In practice, that looks like much of what we are seeing in quantum research, and also how we should be viewing our own preparations for the quantum future.

For example, consider Google’s recent advancements with Willow that “performed a standard benchmark computation in under five minutes that would have taken one of today’s fastest supercomputers 10 septillion years – a number that vastly exceeds the age of the universe.”  You don’t need more proof of quantum beating a supercomputer; you need to make a risk based decision on what will happen once breakthroughs change workflows. What will it mean when new methods of quantum computing can optimize logistics, transform intelligence, or better plan resource deployment?
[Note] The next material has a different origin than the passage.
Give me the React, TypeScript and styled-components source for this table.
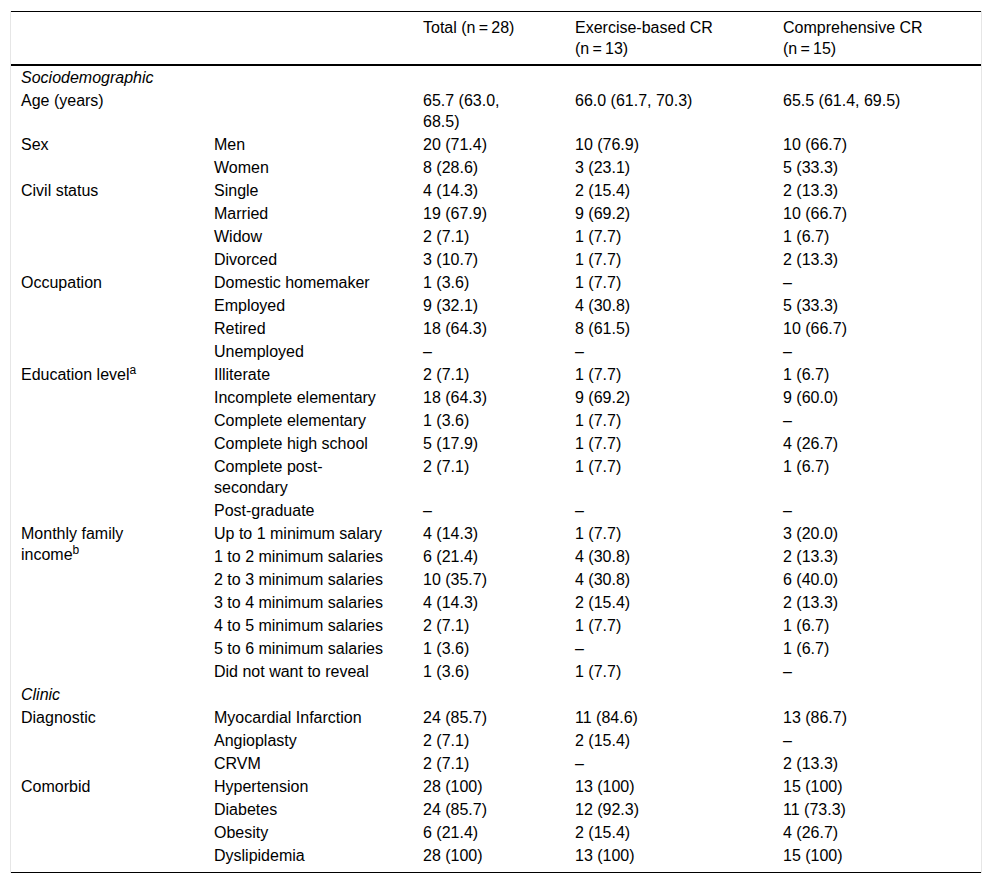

What risk do you incur because you did not plan for it? And what will the risk be if a quantum computer can break legacy encryption?

In operations, we compartmentalize and keep a burn list. This is just a habit of a good case officer or mission manager. We assess, act, measure, iterate.

How does this apply to the coming age of quantum computing? Measure what matters. Stop asking, “Is it better faultless and in all ways better than a supercomputer?” Most of the time that’s the wrong contest. Ask instead: When will it allow workflows to be done in new ways? When will results come that matter to me? Did it cost fewer dollars or analyst hours? Across what ranges, problem size, noise level, constraint set, does performance hold? Most importantly, did it enable mission success or improve outcomes: better decisions, safer routes, higher collection yield, faster triage?

Now is the time to experiment. Recommendation: Over the next 120 days, select a handful of workflows where speed or cost moves the needle and work with the maturing quantum community to assess how your operations will change once the quantum computers can run more advanced workloads. It may be too early to run real pilots, but that day will come soon and you will want to be ready.

Why now? Because the environment is moving with or without you. Our adversaries are investing and integrating to platform roadmaps that forecast concrete advantage within 12–18 months. If you aren’t experimenting this year, you’re ceding tempo to those who are.

The choice is clear: adopt a disciplined, operational posture or accept the false comfort of perfect, late. In the field, if we waited for perfect operations, there would be no operations. The potential gains with quantum today justify the risk.